From the hunters’ checks, she’s handled a diverse number of species, including mountain lions, black bears, moose, bighorn sheep, mountain goats and bobcats.

“I’ve been fortunate to lay my hands on a lot of these animals (both living and dead) over years,” she said.

Holinka admits that dentistry is not her strong suit, but she has extracted teeth from game animals to age them accurately, then sent that information in to the state laboratory to monitor the population.

Parks and wildlife is also entrusted with keeping animals healthy, especially deer and elk populations.

“With chronic wasting disease, we have to take lymph nodes out of these animals and send it in for testing,” she said.

She added her career at Parks and Wildlife allowed her to assist the community in a different way than emergency services did. She helps landowners, hunters and residents co-exist with the nature around them.

“One thing is showing (people) compassion when they made mistakes, like accidentally shot a wrong animal,” Holinka said. “Some wanted to give up hunting forever. But it doesn’t make you a bad person, it just means you made a mistake. And if you’ve learned from it, that’s the take home.”

Holinka also cherishes the successful moments she’s shared with hunters.

 “I’ve met hunters from literally around the world. I’ve been able to help make their hunt enjoyable, and a memory they can take home with them. That’s been amazing,” she said.

Holinka once helped three generations of a family with their hunt. It was the grandfather’s last trip because he was terminally ill with cancer. The grandfather, father and grandson all came out to make the hunt the best one they could.

“This kind of stuff in my career has become very special to me … my ranchers, landowners, hunters and fishermen — those are the people who helped contribute to who I am,” Holinka said.

She has traveled to schools to teach students, from kindergarten to seniors, about wildlife.

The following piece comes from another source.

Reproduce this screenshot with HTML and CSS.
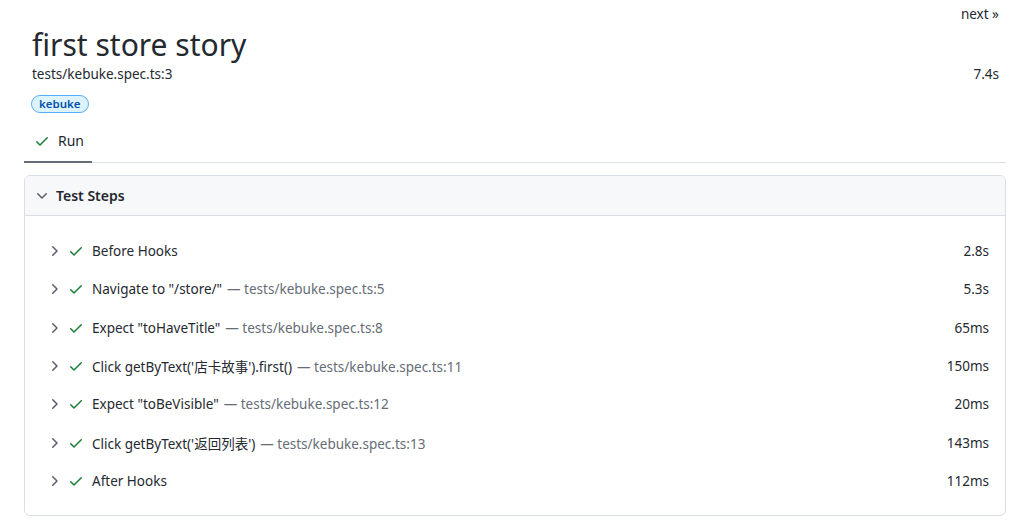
FILE: index.html
```html
<!DOCTYPE html>
<html lang="en">
<head>
    <meta charset="UTF-8">
    <title>Playwright Test Report</title>
    <link rel="stylesheet" href="styles.css">
</head>
<body>
    <div class="test-case">
        <div class="nav-row">
            <a class="nav-link" href="#">next »</a>
        </div>

        <h1 class="test-title">first store story</h1>
        <div class="location-row">
            <span>tests/kebuke.spec.ts:3</span>
            <span class="duration">7.4s</span>
        </div>

        <div class="labels">
            <span class="label">kebuke</span>
        </div>

        <div class="tabs">
            <div class="tab selected">
                <svg class="icon check" viewBox="0 0 16 16"><path d="M13.78 4.22a.75.75 0 0 1 0 1.06l-7.25 7.25a.75.75 0 0 1-1.06 0L2.22 9.28a.751.751 0 0 1 1.06-1.06L6 10.94l6.72-6.72a.75.75 0 0 1 1.06 0Z"/></svg>
                <span>Run</span>
            </div>
        </div>

        <div class="chip">
            <div class="chip-header">
                <svg class="icon chevron" viewBox="0 0 16 16"><path d="M12.78 5.22a.749.749 0 0 1 0 1.060l-4.25 4.25a.749.749 0 0 1-1.06 0L3.22 6.28a.749.749 0 1 1 1.06-1.06L8 8.939l3.72-3.719a.749.749 0 0 1 1.06 0Z"/></svg>
                <span>Test Steps</span>
            </div>
            <div class="chip-body">
                <div class="step">
                    <svg class="icon chevron" viewBox="0 0 16 16"><path d="M6.22 3.22a.75.75 0 0 1 1.06 0l4.25 4.25a.75.75 0 0 1 0 1.06l-4.25 4.25a.751.751 0 0 1-1.042-.018.751.751 0 0 1-.018-1.042L9.94 8 6.220 4.28a.75.75 0 0 1 0-1.06Z"/></svg>
                    <svg class="icon check" viewBox="0 0 16 16"><path d="M13.78 4.22a.75.75 0 0 1 0 1.06l-7.25 7.25a.75.75 0 0 1-1.06 0L2.22 9.28a.751.751 0 0 1 1.06-1.06L6 10.94l6.72-6.72a.75.75 0 0 1 1.06 0Z"/></svg>
                    <span class="step-title">Before Hooks</span>
                    <span class="step-duration">2.8s</span>
                </div>
                <div class="step">
                    <svg class="icon chevron" viewBox="0 0 16 16"><path d="M6.22 3.22a.75.75 0 0 1 1.06 0l4.25 4.25a.75.75 0 0 1 0 1.06l-4.25 4.25a.751.751 0 0 1-1.042-.018.751.751 0 0 1-.018-1.042L9.94 8 6.220 4.28a.75.75 0 0 1 0-1.06Z"/></svg>
                    <svg class="icon check" viewBox="0 0 16 16"><path d="M13.78 4.22a.75.75 0 0 1 0 1.06l-7.25 7.25a.75.75 0 0 1-1.06 0L2.22 9.28a.751.751 0 0 1 1.06-1.06L6 10.94l6.72-6.72a.75.75 0 0 1 1.06 0Z"/></svg>
                    <span class="step-title">Navigate to "/store/"<span class="step-location">— tests/kebuke.spec.ts:5</span></span>
                    <span class="step-duration">5.3s</span>
                </div>
                <div class="step">
                    <svg class="icon chevron" viewBox="0 0 16 16"><path d="M6.22 3.22a.75.75 0 0 1 1.06 0l4.25 4.25a.75.75 0 0 1 0 1.06l-4.25 4.25a.751.751 0 0 1-1.042-.018.751.751 0 0 1-.018-1.042L9.94 8 6.220 4.28a.75.75 0 0 1 0-1.06Z"/></svg>
                    <svg class="icon check" viewBox="0 0 16 16"><path d="M13.78 4.22a.75.75 0 0 1 0 1.06l-7.25 7.25a.75.75 0 0 1-1.06 0L2.22 9.28a.751.751 0 0 1 1.06-1.06L6 10.94l6.72-6.72a.75.75 0 0 1 1.06 0Z"/></svg>
                    <span class="step-title">Expect "toHaveTitle"<span class="step-location">— tests/kebuke.spec.ts:8</span></span>
                    <span class="step-duration">65ms</span>
                </div>
                <div class="step">
                    <svg class="icon chevron" viewBox="0 0 16 16"><path d="M6.22 3.22a.75.75 0 0 1 1.06 0l4.25 4.25a.75.75 0 0 1 0 1.06l-4.25 4.25a.751.751 0 0 1-1.042-.018.751.751 0 0 1-.018-1.042L9.94 8 6.220 4.28a.75.75 0 0 1 0-1.06Z"/></svg>
                    <svg class="icon check" viewBox="0 0 16 16"><path d="M13.78 4.22a.75.75 0 0 1 0 1.06l-7.25 7.25a.75.75 0 0 1-1.06 0L2.22 9.28a.751.751 0 0 1 1.06-1.06L6 10.94l6.72-6.72a.75.75 0 0 1 1.06 0Z"/></svg>
                    <span class="step-title">Click getByText('店卡故事').first()<span class="step-location">— tests/kebuke.spec.ts:11</span></span>
                    <span class="step-duration">150ms</span>
                </div>
                <div class="step">
                    <svg class="icon chevron" viewBox="0 0 16 16"><path d="M6.22 3.22a.75.75 0 0 1 1.06 0l4.25 4.25a.75.75 0 0 1 0 1.06l-4.25 4.25a.751.751 0 0 1-1.042-.018.751.751 0 0 1-.018-1.042L9.94 8 6.220 4.28a.75.75 0 0 1 0-1.06Z"/></svg>
                    <svg class="icon check" viewBox="0 0 16 16"><path d="M13.78 4.22a.75.75 0 0 1 0 1.06l-7.25 7.25a.75.75 0 0 1-1.06 0L2.22 9.28a.751.751 0 0 1 1.06-1.06L6 10.94l6.72-6.72a.75.75 0 0 1 1.06 0Z"/></svg>
                    <span class="step-title">Expect "toBeVisible"<span class="step-location">— tests/kebuke.spec.ts:12</span></span>
                    <span class="step-duration">20ms</span>
                </div>
                <div class="step">
                    <svg class="icon chevron" viewBox="0 0 16 16"><path d="M6.22 3.22a.75.75 0 0 1 1.06 0l4.25 4.25a.75.75 0 0 1 0 1.06l-4.25 4.25a.751.751 0 0 1-1.042-.018.751.751 0 0 1-.018-1.042L9.94 8 6.220 4.28a.75.75 0 0 1 0-1.06Z"/></svg>
                    <svg class="icon check" viewBox="0 0 16 16"><path d="M13.78 4.22a.75.75 0 0 1 0 1.06l-7.25 7.25a.75.75 0 0 1-1.06 0L2.22 9.28a.751.751 0 0 1 1.06-1.06L6 10.94l6.72-6.72a.75.75 0 0 1 1.06 0Z"/></svg>
                    <span class="step-title">Click getByText('返回列表')<span class="step-location">— tests/kebuke.spec.ts:13</span></span>
                    <span class="step-duration">143ms</span>
                </div>
                <div class="step">
                    <svg class="icon chevron" viewBox="0 0 16 16"><path d="M6.22 3.22a.75.75 0 0 1 1.06 0l4.25 4.25a.75.75 0 0 1 0 1.06l-4.25 4.25a.751.751 0 0 1-1.042-.018.751.751 0 0 1-.018-1.042L9.94 8 6.220 4.28a.75.75 0 0 1 0-1.06Z"/></svg>
                    <svg class="icon check" viewBox="0 0 16 16"><path d="M13.78 4.22a.75.75 0 0 1 0 1.06l-7.25 7.25a.75.75 0 0 1-1.06 0L2.22 9.28a.751.751 0 0 1 1.06-1.06L6 10.94l6.72-6.72a.75.75 0 0 1 1.06 0Z"/></svg>
                    <span class="step-title">After Hooks</span>
                    <span class="step-duration">112ms</span>
                </div>
            </div>
        </div>
    </div>
</body>
</html>
```

FILE: styles.css
```css
body {
    margin: 0;
    font-family: "Noto Sans", "Noto Sans CJK SC", sans-serif;
    font-size: 13.5px;
    color: #24292f;
    background: white;
}

.test-case {
    margin: 0 18px 0 24px;
}

.nav-row {
    display: flex;
    justify-content: flex-end;
    padding: 5px 7px 0 0;
    height: 18px;
}

.nav-link {
    color: #24292f;
    text-decoration: none;
    line-height: 18px;
}

.test-title {
    margin: 3px 0 0 8px;
    font-size: 30px;
    font-weight: 400;
    line-height: 38px;
}

.location-row {
    display: flex;
    justify-content: space-between;
    padding: 0 7px 0 8px;
    line-height: 20px;
}

.labels {
    display: flex;
    padding: 11px 0 0 7px;
}

.label {
    display: inline-block;
    padding: 0 7px;
    line-height: 16px;
    font-size: 11.5px;
    font-weight: 600;
    color: #0550ae;
    background: #ddf4ff;
    border: 1px solid #54aeff;
    border-radius: 9px;
}

.tabs {
    display: flex;
    margin-top: 11px;
    border-bottom: 1px solid #d8dee4;
}

.tab {
    display: flex;
    align-items: center;
    gap: 8px;
    padding: 0 8px 4px 10px;
    height: 33px;
    margin-bottom: -1px;
    font-size: 14px;
}

.tab.selected {
    border-bottom: 2px solid #656d76;
}

.icon {
    width: 16px;
    height: 16px;
    flex: none;
}

.check {
    fill: #1a7f37;
}

.chevron {
    fill: #57606a;
}

.chip {
    margin-top: 12px;
    border: 1px solid #d8dee4;
    border-radius: 6px;
    overflow: hidden;
}

.chip-header {
    display: flex;
    align-items: center;
    gap: 6px;
    height: 39px;
    padding: 0 9px;
    background: #f6f8fa;
    border-bottom: 1px solid #d8dee4;
    font-size: 14px;
    font-weight: 600;
}

.chip-body {
    padding: 16px 0 15px;
}

.step {
    display: flex;
    align-items: center;
    height: 38.3px;
    padding: 0 16px 0 21px;
}

.step .chevron {
    margin-right: 6px;
}

.step .check {
    margin-right: 8px;
}

.step-title {
    flex: 1;
    white-space: nowrap;
}

.step-location {
    color: #656d76;
    margin-left: 5px;
}
```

“When I’m out in the community, kids see me (and say), “Hey, you’re the lady with all the furs that came to my school!’” Holinka said. “The outreach and connection I’ve had with the public has been widespread through the entire county.”

Holinka wants to give a shout-out to the people she’s worked with who have made her time with Parks and Wildlife a rewarding career, including volunteers, interns, office workers, district wildlife managers and biologists.

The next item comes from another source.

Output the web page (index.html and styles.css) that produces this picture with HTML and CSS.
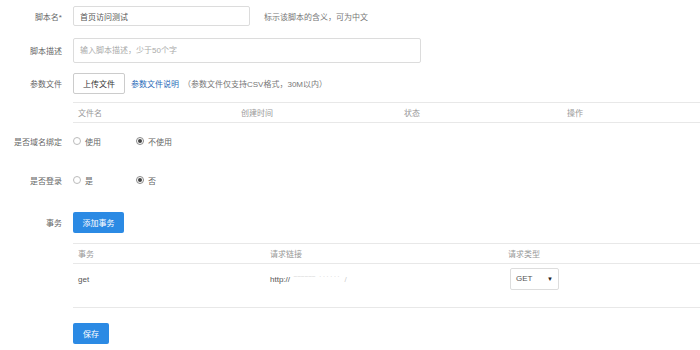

“Every single one of them has a special place in my heart,” Holinka said. “There’s relationships I’ve made through work where we are now friends.”

To celebrate the end of her chapter in public service and thank fellow community members, Holinka is holding a retirement party on Sunday, Aug. 28 at the Icebox in Fraser. Everyone in the community is invited to the party, which will be from 9 a.m. to noon. The Fraser River Valley Lions Club will offer a pancake breakfast, with the proceeds from the event benefitting the Lions Club.

“This community really helped mold who I am, and this job was a big part of that,” Holinka said, reflecting on her last week with the agency. “There’s so many people out there to thank for helping me.”